### STATED EXERCISE
Your task is to copy the listing exactly, with the pictures left out.

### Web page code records
"""

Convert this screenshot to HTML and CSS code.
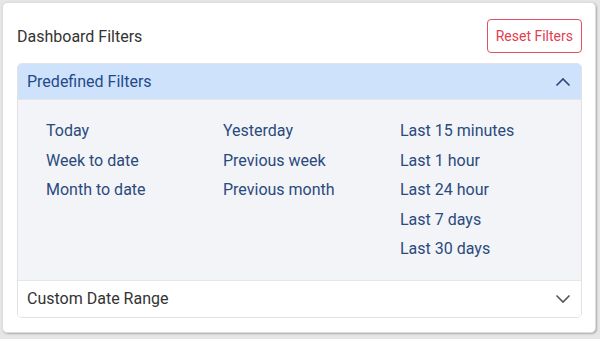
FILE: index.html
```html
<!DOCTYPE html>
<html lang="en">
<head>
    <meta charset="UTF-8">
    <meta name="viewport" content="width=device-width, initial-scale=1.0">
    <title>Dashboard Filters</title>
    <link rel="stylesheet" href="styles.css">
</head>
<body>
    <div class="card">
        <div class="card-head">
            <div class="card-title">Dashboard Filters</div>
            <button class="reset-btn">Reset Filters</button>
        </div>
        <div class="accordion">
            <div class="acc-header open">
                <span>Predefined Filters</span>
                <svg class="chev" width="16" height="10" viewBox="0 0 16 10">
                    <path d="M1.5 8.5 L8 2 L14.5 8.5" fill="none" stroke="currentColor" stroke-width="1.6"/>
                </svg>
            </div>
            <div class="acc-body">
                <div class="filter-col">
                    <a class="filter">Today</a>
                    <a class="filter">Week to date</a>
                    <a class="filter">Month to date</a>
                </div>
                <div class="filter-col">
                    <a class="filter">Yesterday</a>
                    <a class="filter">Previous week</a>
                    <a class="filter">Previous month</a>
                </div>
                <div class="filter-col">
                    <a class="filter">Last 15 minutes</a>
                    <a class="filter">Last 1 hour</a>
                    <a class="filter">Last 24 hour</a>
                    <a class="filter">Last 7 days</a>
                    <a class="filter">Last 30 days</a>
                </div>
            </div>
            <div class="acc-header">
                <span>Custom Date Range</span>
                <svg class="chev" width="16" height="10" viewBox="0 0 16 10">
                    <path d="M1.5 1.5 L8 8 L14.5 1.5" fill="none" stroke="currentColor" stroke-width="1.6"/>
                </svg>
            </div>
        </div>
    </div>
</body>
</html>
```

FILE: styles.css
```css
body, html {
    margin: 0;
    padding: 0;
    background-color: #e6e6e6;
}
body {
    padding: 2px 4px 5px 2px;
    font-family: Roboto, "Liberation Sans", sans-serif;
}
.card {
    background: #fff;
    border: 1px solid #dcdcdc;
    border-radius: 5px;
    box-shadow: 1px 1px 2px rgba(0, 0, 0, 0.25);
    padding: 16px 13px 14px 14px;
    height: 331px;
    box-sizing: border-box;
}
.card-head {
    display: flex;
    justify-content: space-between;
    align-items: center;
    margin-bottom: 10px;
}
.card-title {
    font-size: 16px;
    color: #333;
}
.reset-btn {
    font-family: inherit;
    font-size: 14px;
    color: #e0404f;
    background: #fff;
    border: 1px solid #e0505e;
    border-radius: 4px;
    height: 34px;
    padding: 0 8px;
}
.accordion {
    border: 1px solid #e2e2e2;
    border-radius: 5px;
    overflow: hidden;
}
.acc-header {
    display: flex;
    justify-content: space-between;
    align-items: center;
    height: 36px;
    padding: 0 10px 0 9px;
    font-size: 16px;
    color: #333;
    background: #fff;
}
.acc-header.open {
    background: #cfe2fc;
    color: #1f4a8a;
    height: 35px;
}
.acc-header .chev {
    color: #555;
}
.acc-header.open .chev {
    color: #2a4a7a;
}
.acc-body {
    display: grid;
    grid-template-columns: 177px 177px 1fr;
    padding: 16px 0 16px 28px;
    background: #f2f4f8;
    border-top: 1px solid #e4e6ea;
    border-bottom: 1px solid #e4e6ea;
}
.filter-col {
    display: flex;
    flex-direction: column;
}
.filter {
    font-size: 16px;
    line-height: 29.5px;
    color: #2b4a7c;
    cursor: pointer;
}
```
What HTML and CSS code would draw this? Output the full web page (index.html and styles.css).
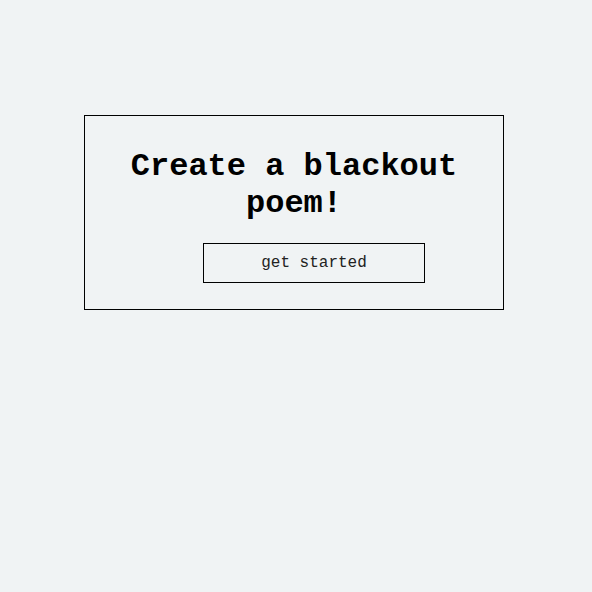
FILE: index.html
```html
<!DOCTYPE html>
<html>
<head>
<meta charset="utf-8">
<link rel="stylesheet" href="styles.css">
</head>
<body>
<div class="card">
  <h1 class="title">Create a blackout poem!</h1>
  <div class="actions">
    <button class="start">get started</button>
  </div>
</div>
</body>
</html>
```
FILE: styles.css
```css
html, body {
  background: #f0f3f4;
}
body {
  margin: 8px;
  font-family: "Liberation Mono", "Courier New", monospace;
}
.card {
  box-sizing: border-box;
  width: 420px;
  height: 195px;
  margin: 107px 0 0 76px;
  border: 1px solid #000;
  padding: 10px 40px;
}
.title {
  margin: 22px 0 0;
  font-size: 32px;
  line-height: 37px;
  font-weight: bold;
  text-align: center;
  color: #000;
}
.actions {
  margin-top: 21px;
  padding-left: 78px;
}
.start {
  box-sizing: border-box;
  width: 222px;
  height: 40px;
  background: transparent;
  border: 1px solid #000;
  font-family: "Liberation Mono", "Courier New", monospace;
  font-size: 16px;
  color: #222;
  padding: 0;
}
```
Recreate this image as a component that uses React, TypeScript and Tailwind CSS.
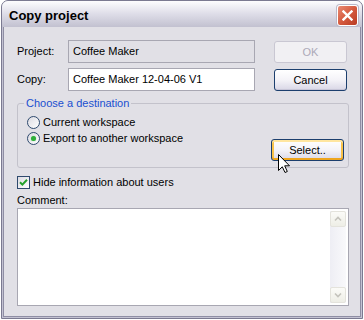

"""

### EXERCISE RESPONSE
Convert this screenshot to HTML and CSS code.
FILE: index.html
```html
<!DOCTYPE html>
<html lang="en">
<head>
    <meta charset="UTF-8">
    <meta name="viewport" content="width=device-width, initial-scale=1.0">
    <title>Dashboard Filters</title>
    <link rel="stylesheet" href="styles.css">
</head>
<body>
    <div class="card">
        <div class="card-head">
            <div class="card-title">Dashboard Filters</div>
            <button class="reset-btn">Reset Filters</button>
        </div>
        <div class="accordion">
            <div class="acc-header open">
                <span>Predefined Filters</span>
                <svg class="chev" width="16" height="10" viewBox="0 0 16 10">
                    <path d="M1.5 8.5 L8 2 L14.5 8.5" fill="none" stroke="currentColor" stroke-width="1.6"/>
                </svg>
            </div>
            <div class="acc-body">
                <div class="filter-col">
                    <a class="filter">Today</a>
                    <a class="filter">Week to date</a>
                    <a class="filter">Month to date</a>
                </div>
                <div class="filter-col">
                    <a class="filter">Yesterday</a>
                    <a class="filter">Previous week</a>
                    <a class="filter">Previous month</a>
                </div>
                <div class="filter-col">
                    <a class="filter">Last 15 minutes</a>
                    <a class="filter">Last 1 hour</a>
                    <a class="filter">Last 24 hour</a>
                    <a class="filter">Last 7 days</a>
                    <a class="filter">Last 30 days</a>
                </div>
            </div>
            <div class="acc-header">
                <span>Custom Date Range</span>
                <svg class="chev" width="16" height="10" viewBox="0 0 16 10">
                    <path d="M1.5 1.5 L8 8 L14.5 1.5" fill="none" stroke="currentColor" stroke-width="1.6"/>
                </svg>
            </div>
        </div>
    </div>
</body>
</html>
```

FILE: styles.css
```css
body, html {
    margin: 0;
    padding: 0;
    background-color: #e6e6e6;
}
body {
    padding: 2px 4px 5px 2px;
    font-family: Roboto, "Liberation Sans", sans-serif;
}
.card {
    background: #fff;
    border: 1px solid #dcdcdc;
    border-radius: 5px;
    box-shadow: 1px 1px 2px rgba(0, 0, 0, 0.25);
    padding: 16px 13px 14px 14px;
    height: 331px;
    box-sizing: border-box;
}
.card-head {
    display: flex;
    justify-content: space-between;
    align-items: center;
    margin-bottom: 10px;
}
.card-title {
    font-size: 16px;
    color: #333;
}
.reset-btn {
    font-family: inherit;
    font-size: 14px;
    color: #e0404f;
    background: #fff;
    border: 1px solid #e0505e;
    border-radius: 4px;
    height: 34px;
    padding: 0 8px;
}
.accordion {
    border: 1px solid #e2e2e2;
    border-radius: 5px;
    overflow: hidden;
}
.acc-header {
    display: flex;
    justify-content: space-between;
    align-items: center;
    height: 36px;
    padding: 0 10px 0 9px;
    font-size: 16px;
    color: #333;
    background: #fff;
}
.acc-header.open {
    background: #cfe2fc;
    color: #1f4a8a;
    height: 35px;
}
.acc-header .chev {
    color: #555;
}
.acc-header.open .chev {
    color: #2a4a7a;
}
.acc-body {
    display: grid;
    grid-template-columns: 177px 177px 1fr;
    padding: 16px 0 16px 28px;
    background: #f2f4f8;
    border-top: 1px solid #e4e6ea;
    border-bottom: 1px solid #e4e6ea;
}
.filter-col {
    display: flex;
    flex-direction: column;
}
.filter {
    font-size: 16px;
    line-height: 29.5px;
    color: #2b4a7c;
    cursor: pointer;
}
```
What HTML and CSS code would draw this? Output the full web page (index.html and styles.css).
FILE: index.html
```html
<!DOCTYPE html>
<html>
<head>
<meta charset="utf-8">
<link rel="stylesheet" href="styles.css">
</head>
<body>
<div class="card">
  <h1 class="title">Create a blackout poem!</h1>
  <div class="actions">
    <button class="start">get started</button>
  </div>
</div>
</body>
</html>
```
FILE: styles.css
```css
html, body {
  background: #f0f3f4;
}
body {
  margin: 8px;
  font-family: "Liberation Mono", "Courier New", monospace;
}
.card {
  box-sizing: border-box;
  width: 420px;
  height: 195px;
  margin: 107px 0 0 76px;
  border: 1px solid #000;
  padding: 10px 40px;
}
.title {
  margin: 22px 0 0;
  font-size: 32px;
  line-height: 37px;
  font-weight: bold;
  text-align: center;
  color: #000;
}
.actions {
  margin-top: 21px;
  padding-left: 78px;
}
.start {
  box-sizing: border-box;
  width: 222px;
  height: 40px;
  background: transparent;
  border: 1px solid #000;
  font-family: "Liberation Mono", "Courier New", monospace;
  font-size: 16px;
  color: #222;
  padding: 0;
}
```
Recreate this image as a component that uses React, TypeScript and Tailwind CSS.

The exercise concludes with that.